15 July 2011
Education and training in South Africa have received a major boost through the signing of two accords that will see 30 000 new artisans and 16 000 college lecturers being trained, and under-performing schools receiving business and community support.
“The accords will focus on concrete issues,” Economic Development Minister Ebrahim Patel said at the signing of the National Skills Accord and the Basic Education Accord in Pretoria this week.
New Growth Path
The accords involve partnerships among business, government, labour and communities, and result from engagements that followed the release of the New Growth Path, which aims to create five million jobs in the next decade.
“Addressing education and skills development is one of the core aspects of the New Growth Path,” said Patel.
The skills accord has eight key commitments designed to drive training and development. Under it, up to 30 000 new artisan students are expected to enter training this year. The majority of this figure (56%) will come from the private sector, 31% from government, and 13% from state-owned companies.
It accord will also phase in opportunities for training in a work environment for at least 16 000 lecturers at Further Education and Training (FET) collages.
“The critical challenge for creating more jobs is to deal with skills shortages and issues, and what we’ve assembled here in these two accords is a partnership right across the training pipeline, from primary school right through to FET collages and beyond,” said Patel. “We’ve brought here the people with resources.”
Annual binding targets
The National Skills Fund will be used effectively to support skills that address the priorities of the growth path.
Higher Education Minister Blade Nzimande said all partners involved in the accords would be subject to annual binding targets, adding that his department was in the process of finalising how to spend the fund’s money in consultation with the relevant ministers.
“There is over R4-billion of unspent money from the past, and R2-billion from this year,” he said.
Help for underperforming schools
Basic Education Minister Angie Motshekga said the government was encouraged by the accord specifically for under-performing schools: “It came at the right time. The accord will help redirect resources.”
Organised labour, business and community organisations have committed to a target of between 100 and 200 poorly performing schools to be supported in the adopt-a-school initiative.

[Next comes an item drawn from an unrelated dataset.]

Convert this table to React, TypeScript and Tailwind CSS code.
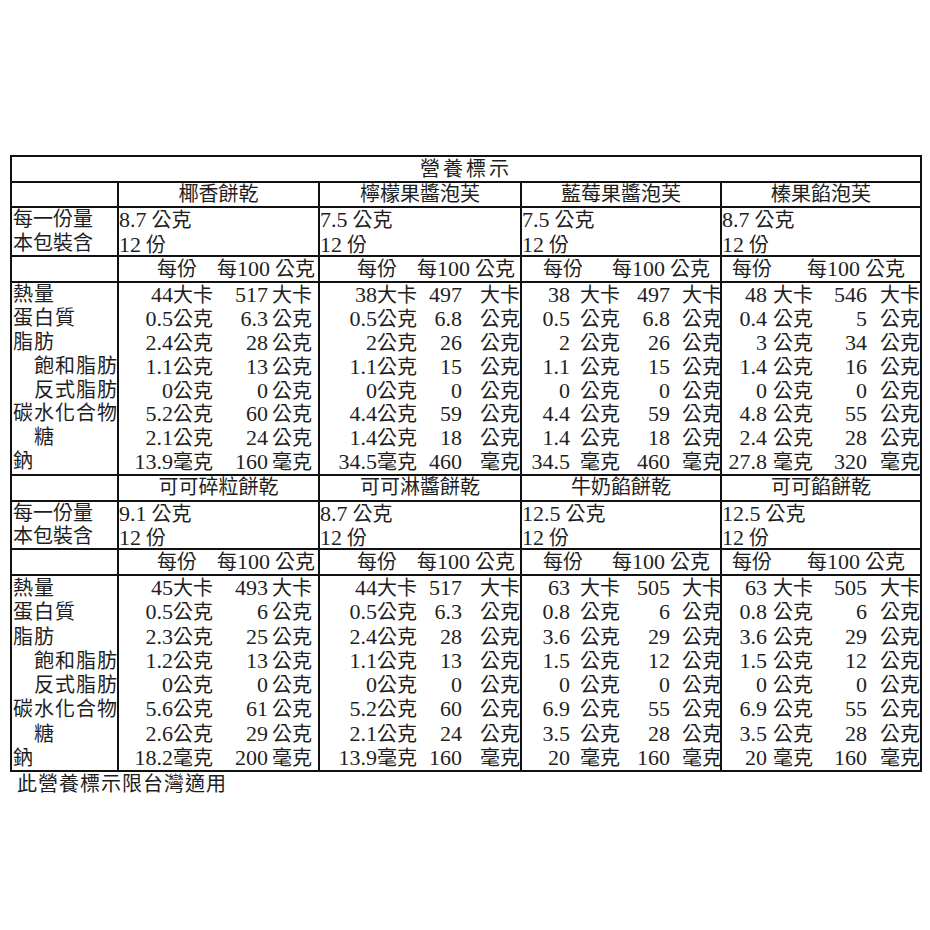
import React from "react";

type N = [string, string, string, string];
type Product = { name: string; serving: string; count: string; rows: N[] };

const LABELS: { t: string; indent?: boolean }[] = [
  { t: "熱量" },
  { t: "蛋白質" },
  { t: "脂肪" },
  { t: "飽和脂肪", indent: true },
  { t: "反式脂肪", indent: true },
  { t: "碳水化合物" },
  { t: "糖", indent: true },
  { t: "鈉" },
];

const mk = (a: string[][]): N[] =>
  a.map((r, i) => {
    const u = i === 0 ? "大卡" : i === 7 ? "毫克" : "公克";
    return [r[0], u, r[1], u];
  });

const block1: Product[] = [
  {
    name: "椰香餅乾",
    serving: "8.7 公克",
    count: "12 份",
    rows: mk([["44", "517"], ["0.5", "6.3"], ["2.4", "28"], ["1.1", "13"], ["0", "0"], ["5.2", "60"], ["2.1", "24"], ["13.9", "160"]]),
  },
  {
    name: "檸檬果醬泡芙",
    serving: "7.5 公克",
    count: "12 份",
    rows: mk([["38", "497"], ["0.5", "6.8"], ["2", "26"], ["1.1", "15"], ["0", "0"], ["4.4", "59"], ["1.4", "18"], ["34.5", "460"]]),
  },
  {
    name: "藍莓果醬泡芙",
    serving: "7.5 公克",
    count: "12 份",
    rows: mk([["38", "497"], ["0.5", "6.8"], ["2", "26"], ["1.1", "15"], ["0", "0"], ["4.4", "59"], ["1.4", "18"], ["34.5", "460"]]),
  },
  {
    name: "榛果餡泡芙",
    serving: "8.7 公克",
    count: "12 份",
    rows: mk([["48", "546"], ["0.4", "5"], ["3", "34"], ["1.4", "16"], ["0", "0"], ["4.8", "55"], ["2.4", "28"], ["27.8", "320"]]),
  },
];

const block2: Product[] = [
  {
    name: "可可碎粒餅乾",
    serving: "9.1 公克",
    count: "12 份",
    rows: mk([["45", "493"], ["0.5", "6"], ["2.3", "25"], ["1.2", "13"], ["0", "0"], ["5.6", "61"], ["2.6", "29"], ["18.2", "200"]]),
  },
  {
    name: "可可淋醬餅乾",
    serving: "8.7 公克",
    count: "12 份",
    rows: mk([["44", "517"], ["0.5", "6.3"], ["2.4", "28"], ["1.1", "13"], ["0", "0"], ["5.2", "60"], ["2.1", "24"], ["13.9", "160"]]),
  },
  {
    name: "牛奶餡餅乾",
    serving: "12.5 公克",
    count: "12 份",
    rows: mk([["63", "505"], ["0.8", "6"], ["3.6", "29"], ["1.5", "12"], ["0", "0"], ["6.9", "55"], ["3.5", "28"], ["20", "160"]]),
  },
  {
    name: "可可餡餅乾",
    serving: "12.5 公克",
    count: "12 份",
    rows: mk([["63", "505"], ["0.8", "6"], ["3.6", "29"], ["1.5", "12"], ["0", "0"], ["6.9", "55"], ["3.5", "28"], ["20", "160"]]),
  },
];

// per-column sub layout
const COLS = [
  { grid: "grid grid-cols-[54px_44px_51px_1fr]", b: "", d: "pl-[4px]", hp: "pl-[38px]", hw: "w-[60px]" },
  { grid: "grid grid-cols-[57px_44px_41px_1fr]", b: "", d: "pl-[18px]", hp: "pl-[37px]", hw: "w-[60px]" },
  { grid: "grid grid-cols-[48px_54px_46px_1fr]", b: "pl-[10px]", d: "pl-[12px]", hp: "pl-[21px]", hw: "w-[69px]" },
  { grid: "grid grid-cols-[45px_50px_50px_1fr]", b: "pl-[6px]", d: "pl-[13px]", hp: "pl-[10px]", hw: "w-[75px]" },
];

const ROW = "grid grid-cols-[107px_201px_202px_200px_198px]";
const BR = "border-r-2 border-[#111]";

function Mixed({ s }: { s: string }) {
  const parts = s.split(/([0-9.]+)/);
  return (
    <>
      {parts.map((p, i) =>
        /^[0-9.]+$/.test(p) ? (
          <span key={i} className="text-[22px]">
            {p}
          </span>
        ) : (
          <React.Fragment key={i}>{p}</React.Fragment>
        )
      )}
    </>
  );
}

function Block({
  products,
  nameH,
  servH,
  servLead,
  nutH,
  last,
}: {
  products: Product[];
  nameH: string;
  servH: string;
  servLead: string;
  nutH: string;
  last?: boolean;
}) {
  return (
    <>
      {/* names */}
      <div className={`${ROW} ${nameH} border-b-2 border-[#111]`}>
        <div className={BR}></div>
        {products.map((p, i) => (
          <div key={i} className={`${i < 3 ? BR : ""} text-center leading-[23px] whitespace-nowrap`}>
            {p.name}
          </div>
        ))}
      </div>
      {/* serving */}
      <div className={`${ROW} ${servH} border-b-2 border-[#111]`}>
        <div className={`${BR} pl-[1px] ${servLead}`}>
          <div>每一份量</div>
          <div>本包裝含</div>
        </div>
        {products.map((p, i) => (
          <div key={i} className={`${i < 3 ? BR : ""} ${servLead} whitespace-nowrap`}>
            <div>
              <Mixed s={p.serving} />
            </div>
            <div>
              <Mixed s={p.count} />
            </div>
          </div>
        ))}
      </div>
      {/* header */}
      <div className={`${ROW} h-[26px] border-b-2 border-[#111]`}>
        <div className={BR}></div>
        {products.map((p, i) => (
          <div key={i} className={`${i < 3 ? BR : ""} flex items-baseline ${COLS[i].hp} leading-[24px] whitespace-nowrap`}>
            <span className={`${COLS[i].hw} shrink-0`}>每份</span>
            <span>
              <Mixed s="每100 公克" />
            </span>
          </div>
        ))}
      </div>
      {/* nutrients */}
      <div className={`${ROW} ${last ? "" : "border-b-2 border-[#111]"}`}>
        <div className={`${BR} pl-[1px]`}>
          {LABELS.map((l, k) => (
            <div key={k} className={`${nutH} whitespace-nowrap tracking-[1px] ${l.indent ? "pl-[21px]" : ""}`}>
              {l.t}
            </div>
          ))}
        </div>
        {products.map((p, i) => (
          <div key={i} className={`${i < 3 ? BR : ""}`}>
            {p.rows.map((r, k) => (
              <div key={k} className={`${COLS[i].grid} items-baseline ${nutH} whitespace-nowrap`}>
                <span className="text-right text-[22px]">{r[0]}</span>
                <span className={COLS[i].b}>{r[1]}</span>
                <span className="text-right text-[22px]">{r[2]}</span>
                <span className={COLS[i].d}>{r[3]}</span>
              </div>
            ))}
          </div>
        ))}
      </div>
    </>
  );
}

export default function App() {
  return (
    <div className="w-[930px] h-[930px] bg-white text-[#1e1e1e] font-['Liberation_Serif','Noto_Sans_CJK_TC',serif] text-[20px]">
      <div className="pt-[155px] pl-[10px]">
        <div className="w-[912px] border-2 border-[#111]">
          <div className="h-[26px] border-b-2 border-[#111] text-center leading-[24px] tracking-[3px]">營養標示</div>
          <Block
            products={block1}
            nameH="h-[25px]"
            servH="h-[49px]"
            servLead="leading-[23.5px]"
            nutH="h-[23.875px] leading-[23.875px]"
          />
          <Block
            products={block2}
            nameH="h-[26px]"
            servH="h-[48px]"
            servLead="leading-[23px]"
            nutH="h-[24.25px] leading-[24.25px]"
            last
          />
        </div>
        <div className="pl-[7px] leading-[24px] tracking-[1px]">此營養標示限台灣適用</div>
      </div>
    </div>
  );
}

Improving spending on training
Business and labour have committed to ensuring that the funding of training is available through the skills development levy.
Business also undertook to improve spending on training beyond the 1% compulsory training levy. The accord stipulates that business will urge companies to spend between 3-5% of their total salary bill voluntarily on training.
Business Unity South Africa (Busa) president Futhi Mthoba said the accords represented agreements on areas of concern in respect of the New Growth Path. “The critical part of the accords is that each partner is responsible for deliverables. We will hold each other responsible,” she said.
Changing mindset of public servants
Representing organised labour, Congress of South African Trade Unions (Cosatu) general secretary Zwelinzima Vavi said that labour had for a long time argued that something needed to be done to change the lives of workers through skills development and education.
“We are making a commitment to play our part. All accords will require active participation,” he said, adding that the key to the success of the accords was not the signing itself but rather the participation of all involved to make it a success.
Vavi added that unions would work to change the mindset “of all public servants, including educators, to know that our future lies in their hands”.